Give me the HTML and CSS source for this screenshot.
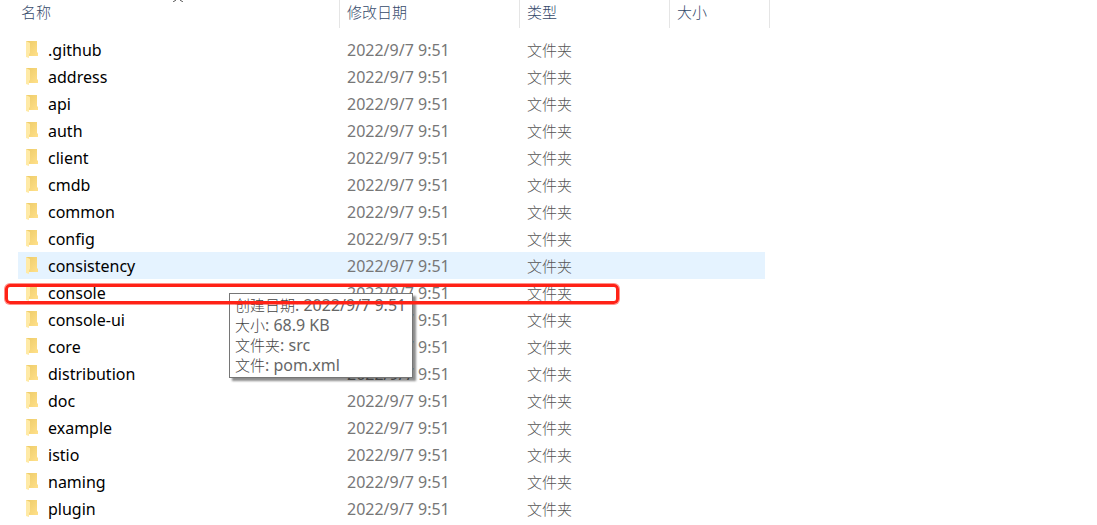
FILE: index.html
```html
<!DOCTYPE html>
<html lang="zh-CN">
<head>
  <meta charset="UTF-8">
  <meta name="viewport" content="width=device-width, initial-scale=1">
  <title>nacos</title>
  <link rel="stylesheet" href="styles.css">
</head>
<body>
  <svg class="sprite" aria-hidden="true">
    <defs>
      <linearGradient id="folder-back" x1="0" y1="0" x2="1" y2="1">
        <stop offset="0" stop-color="#edcb68"/>
        <stop offset="1" stop-color="#ffe08a"/>
      </linearGradient>
    </defs>
    <symbol id="folder" viewBox="0 0 12 18">
      <path d="M0 0H11V11L12 12V15H3L0 14Z" fill="url(#folder-back)"/>
      <path d="M0 0L4 2V12L3 13V17L0 16Z" fill="#ffeaa6"/>
    </symbol>
  </svg>

  <table class="file-list">
    <colgroup>
      <col class="col-name">
      <col class="col-date">
      <col class="col-type">
      <col class="col-size">
    </colgroup>
    <thead>
      <tr>
        <th scope="col">
          名称
          <svg class="sort-arrow" viewBox="0 0 10 2" aria-hidden="true"><path d="M3 0L0 2M7 0L10 2" fill="none" stroke="#555"/></svg>
        </th>
        <th scope="col">修改日期</th>
        <th scope="col">类型</th>
        <th scope="col">大小</th>
      </tr>
    </thead>
    <tbody>
      <tr><td class="name"><svg class="icon"><use href="#folder"/></svg>.github</td><td class="date">2022/9/7 9:51</td><td>文件夹</td><td></td></tr>
      <tr><td class="name"><svg class="icon"><use href="#folder"/></svg>address</td><td class="date">2022/9/7 9:51</td><td>文件夹</td><td></td></tr>
      <tr><td class="name"><svg class="icon"><use href="#folder"/></svg>api</td><td class="date">2022/9/7 9:51</td><td>文件夹</td><td></td></tr>
      <tr><td class="name"><svg class="icon"><use href="#folder"/></svg>auth</td><td class="date">2022/9/7 9:51</td><td>文件夹</td><td></td></tr>
      <tr><td class="name"><svg class="icon"><use href="#folder"/></svg>client</td><td class="date">2022/9/7 9:51</td><td>文件夹</td><td></td></tr>
      <tr><td class="name"><svg class="icon"><use href="#folder"/></svg>cmdb</td><td class="date">2022/9/7 9:51</td><td>文件夹</td><td></td></tr>
      <tr><td class="name"><svg class="icon"><use href="#folder"/></svg>common</td><td class="date">2022/9/7 9:51</td><td>文件夹</td><td></td></tr>
      <tr><td class="name"><svg class="icon"><use href="#folder"/></svg>config</td><td class="date">2022/9/7 9:51</td><td>文件夹</td><td></td></tr>
      <tr class="active"><td class="name"><svg class="icon"><use href="#folder"/></svg>consistency</td><td class="date">2022/9/7 9:51</td><td>文件夹</td><td></td></tr>
      <tr>
        <td class="name">
          <svg class="icon"><use href="#folder"/></svg>console
          <div class="tooltip" role="tooltip">
            <div>创建日期<span class="value">: 2022/9/7 9:51</span></div>
            <div>大小<span class="value">: 68.9 KB</span></div>
            <div>文件夹<span class="value">: src</span></div>
            <div>文件<span class="value">: pom.xml</span></div>
          </div>
          <div class="marker"></div>
        </td>
        <td class="date">2022/9/7 9:51</td><td>文件夹</td><td></td>
      </tr>
      <tr><td class="name"><svg class="icon"><use href="#folder"/></svg>console-ui</td><td class="date">2022/9/7 9:51</td><td>文件夹</td><td></td></tr>
      <tr><td class="name"><svg class="icon"><use href="#folder"/></svg>core</td><td class="date">2022/9/7 9:51</td><td>文件夹</td><td></td></tr>
      <tr><td class="name"><svg class="icon"><use href="#folder"/></svg>distribution</td><td class="date">2022/9/7 9:51</td><td>文件夹</td><td></td></tr>
      <tr><td class="name"><svg class="icon"><use href="#folder"/></svg>doc</td><td class="date">2022/9/7 9:51</td><td>文件夹</td><td></td></tr>
      <tr><td class="name"><svg class="icon"><use href="#folder"/></svg>example</td><td class="date">2022/9/7 9:51</td><td>文件夹</td><td></td></tr>
      <tr><td class="name"><svg class="icon"><use href="#folder"/></svg>istio</td><td class="date">2022/9/7 9:51</td><td>文件夹</td><td></td></tr>
      <tr><td class="name"><svg class="icon"><use href="#folder"/></svg>naming</td><td class="date">2022/9/7 9:51</td><td>文件夹</td><td></td></tr>
      <tr><td class="name"><svg class="icon"><use href="#folder"/></svg>plugin</td><td class="date">2022/9/7 9:51</td><td>文件夹</td><td></td></tr>
    </tbody>
  </table>
</body>
</html>
```
FILE: styles.css
```css
body {
  margin: 0;
  padding-left: 18px;
  background: #fff;
  color: #555;
  font-family: "Noto Sans", "Noto Sans CJK SC", sans-serif;
  font-size: 15px;
  line-height: 20px;
}

.sprite {
  position: absolute;
  width: 0;
  height: 0;
}

.file-list {
  table-layout: fixed;
  width: 0;
  border-spacing: 0;
  white-space: nowrap;
}

.col-name {
  width: 322px;
}

.col-date {
  width: 180px;
}

.col-type {
  width: 150px;
}

.col-size {
  width: 100px;
}

th {
  position: relative;
  height: 28px;
  padding: 0 7px 4px;
  box-sizing: border-box;
  border-right: 1px solid #e5e5e5;
  color: #34496a;
  font-weight: 300;
  text-align: left;
}

th:first-child {
  padding-left: 3px;
}

.sort-arrow {
  position: absolute;
  top: 0;
  left: 50%;
  width: 10px;
  height: 2px;
  margin-left: -6px;
}

/* space between the header and the first row */
tbody::before {
  content: "";
  display: block;
  height: 8px;
}

td {
  height: 27px;
  padding: 0 7px;
  box-sizing: border-box;
  font-weight: 300;
}

td:last-child {
  border-right: 5px solid transparent;
  background-clip: padding-box;
}

.active td {
  background-color: #e5f3ff;
}

.name,
.date {
  font-size: 16px;
  font-weight: 400;
}

.name {
  position: relative;
  padding-left: 8px;
  color: #000;
}

.date {
  color: #777;
}

.icon {
  width: 12px;
  height: 18px;
  margin-right: 10px;
  vertical-align: -3px;
}

.tooltip {
  position: absolute;
  top: 14px;
  left: 211px;
  z-index: 1;
  padding: 1px 6px 2px 5px;
  border: 1px solid #767676;
  background: #fff;
  box-shadow: 3px 3px 2px rgba(0, 0, 0, 0.45);
  color: #444;
  font-size: 15px;
  font-weight: 300;
}

.value {
  color: #666;
  font-size: 16px;
  font-weight: 400;
}

/* red frame round the folder that matters */
.marker {
  position: absolute;
  top: 5px;
  left: -13px;
  z-index: 2;
  width: 614px;
  height: 20px;
  box-sizing: border-box;
  border: 3px solid #ff2216;
  border-radius: 5px;
  box-shadow: 0 0 0 1px rgba(255, 34, 22, 0.5);
}
```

------------------------------------

**Stated exercise:**
Extract every line of the data exactly; pictures stay out.

**Written solution:**
Give me the HTML and CSS source for this screenshot.
FILE: index.html
```html
<!DOCTYPE html>
<html lang="zh-CN">
<head>
  <meta charset="UTF-8">
  <meta name="viewport" content="width=device-width, initial-scale=1">
  <title>nacos</title>
  <link rel="stylesheet" href="styles.css">
</head>
<body>
  <svg class="sprite" aria-hidden="true">
    <defs>
      <linearGradient id="folder-back" x1="0" y1="0" x2="1" y2="1">
        <stop offset="0" stop-color="#edcb68"/>
        <stop offset="1" stop-color="#ffe08a"/>
      </linearGradient>
    </defs>
    <symbol id="folder" viewBox="0 0 12 18">
      <path d="M0 0H11V11L12 12V15H3L0 14Z" fill="url(#folder-back)"/>
      <path d="M0 0L4 2V12L3 13V17L0 16Z" fill="#ffeaa6"/>
    </symbol>
  </svg>

  <table class="file-list">
    <colgroup>
      <col class="col-name">
      <col class="col-date">
      <col class="col-type">
      <col class="col-size">
    </colgroup>
    <thead>
      <tr>
        <th scope="col">
          名称
          <svg class="sort-arrow" viewBox="0 0 10 2" aria-hidden="true"><path d="M3 0L0 2M7 0L10 2" fill="none" stroke="#555"/></svg>
        </th>
        <th scope="col">修改日期</th>
        <th scope="col">类型</th>
        <th scope="col">大小</th>
      </tr>
    </thead>
    <tbody>
      <tr><td class="name"><svg class="icon"><use href="#folder"/></svg>.github</td><td class="date">2022/9/7 9:51</td><td>文件夹</td><td></td></tr>
      <tr><td class="name"><svg class="icon"><use href="#folder"/></svg>address</td><td class="date">2022/9/7 9:51</td><td>文件夹</td><td></td></tr>
      <tr><td class="name"><svg class="icon"><use href="#folder"/></svg>api</td><td class="date">2022/9/7 9:51</td><td>文件夹</td><td></td></tr>
      <tr><td class="name"><svg class="icon"><use href="#folder"/></svg>auth</td><td class="date">2022/9/7 9:51</td><td>文件夹</td><td></td></tr>
      <tr><td class="name"><svg class="icon"><use href="#folder"/></svg>client</td><td class="date">2022/9/7 9:51</td><td>文件夹</td><td></td></tr>
      <tr><td class="name"><svg class="icon"><use href="#folder"/></svg>cmdb</td><td class="date">2022/9/7 9:51</td><td>文件夹</td><td></td></tr>
      <tr><td class="name"><svg class="icon"><use href="#folder"/></svg>common</td><td class="date">2022/9/7 9:51</td><td>文件夹</td><td></td></tr>
      <tr><td class="name"><svg class="icon"><use href="#folder"/></svg>config</td><td class="date">2022/9/7 9:51</td><td>文件夹</td><td></td></tr>
      <tr class="active"><td class="name"><svg class="icon"><use href="#folder"/></svg>consistency</td><td class="date">2022/9/7 9:51</td><td>文件夹</td><td></td></tr>
      <tr>
        <td class="name">
          <svg class="icon"><use href="#folder"/></svg>console
          <div class="tooltip" role="tooltip">
            <div>创建日期<span class="value">: 2022/9/7 9:51</span></div>
            <div>大小<span class="value">: 68.9 KB</span></div>
            <div>文件夹<span class="value">: src</span></div>
            <div>文件<span class="value">: pom.xml</span></div>
          </div>
          <div class="marker"></div>
        </td>
        <td class="date">2022/9/7 9:51</td><td>文件夹</td><td></td>
      </tr>
      <tr><td class="name"><svg class="icon"><use href="#folder"/></svg>console-ui</td><td class="date">2022/9/7 9:51</td><td>文件夹</td><td></td></tr>
      <tr><td class="name"><svg class="icon"><use href="#folder"/></svg>core</td><td class="date">2022/9/7 9:51</td><td>文件夹</td><td></td></tr>
      <tr><td class="name"><svg class="icon"><use href="#folder"/></svg>distribution</td><td class="date">2022/9/7 9:51</td><td>文件夹</td><td></td></tr>
      <tr><td class="name"><svg class="icon"><use href="#folder"/></svg>doc</td><td class="date">2022/9/7 9:51</td><td>文件夹</td><td></td></tr>
      <tr><td class="name"><svg class="icon"><use href="#folder"/></svg>example</td><td class="date">2022/9/7 9:51</td><td>文件夹</td><td></td></tr>
      <tr><td class="name"><svg class="icon"><use href="#folder"/></svg>istio</td><td class="date">2022/9/7 9:51</td><td>文件夹</td><td></td></tr>
      <tr><td class="name"><svg class="icon"><use href="#folder"/></svg>naming</td><td class="date">2022/9/7 9:51</td><td>文件夹</td><td></td></tr>
      <tr><td class="name"><svg class="icon"><use href="#folder"/></svg>plugin</td><td class="date">2022/9/7 9:51</td><td>文件夹</td><td></td></tr>
    </tbody>
  </table>
</body>
</html>
```
FILE: styles.css
```css
body {
  margin: 0;
  padding-left: 18px;
  background: #fff;
  color: #555;
  font-family: "Noto Sans", "Noto Sans CJK SC", sans-serif;
  font-size: 15px;
  line-height: 20px;
}

.sprite {
  position: absolute;
  width: 0;
  height: 0;
}

.file-list {
  table-layout: fixed;
  width: 0;
  border-spacing: 0;
  white-space: nowrap;
}

.col-name {
  width: 322px;
}

.col-date {
  width: 180px;
}

.col-type {
  width: 150px;
}

.col-size {
  width: 100px;
}

th {
  position: relative;
  height: 28px;
  padding: 0 7px 4px;
  box-sizing: border-box;
  border-right: 1px solid #e5e5e5;
  color: #34496a;
  font-weight: 300;
  text-align: left;
}

th:first-child {
  padding-left: 3px;
}

.sort-arrow {
  position: absolute;
  top: 0;
  left: 50%;
  width: 10px;
  height: 2px;
  margin-left: -6px;
}

/* space between the header and the first row */
tbody::before {
  content: "";
  display: block;
  height: 8px;
}

td {
  height: 27px;
  padding: 0 7px;
  box-sizing: border-box;
  font-weight: 300;
}

td:last-child {
  border-right: 5px solid transparent;
  background-clip: padding-box;
}

.active td {
  background-color: #e5f3ff;
}

.name,
.date {
  font-size: 16px;
  font-weight: 400;
}

.name {
  position: relative;
  padding-left: 8px;
  color: #000;
}

.date {
  color: #777;
}

.icon {
  width: 12px;
  height: 18px;
  margin-right: 10px;
  vertical-align: -3px;
}

.tooltip {
  position: absolute;
  top: 14px;
  left: 211px;
  z-index: 1;
  padding: 1px 6px 2px 5px;
  border: 1px solid #767676;
  background: #fff;
  box-shadow: 3px 3px 2px rgba(0, 0, 0, 0.45);
  color: #444;
  font-size: 15px;
  font-weight: 300;
}

.value {
  color: #666;
  font-size: 16px;
  font-weight: 400;
}

/* red frame round the folder that matters */
.marker {
  position: absolute;
  top: 5px;
  left: -13px;
  z-index: 2;
  width: 614px;
  height: 20px;
  box-sizing: border-box;
  border: 3px solid #ff2216;
  border-radius: 5px;
  box-shadow: 0 0 0 1px rgba(255, 34, 22, 0.5);
}
```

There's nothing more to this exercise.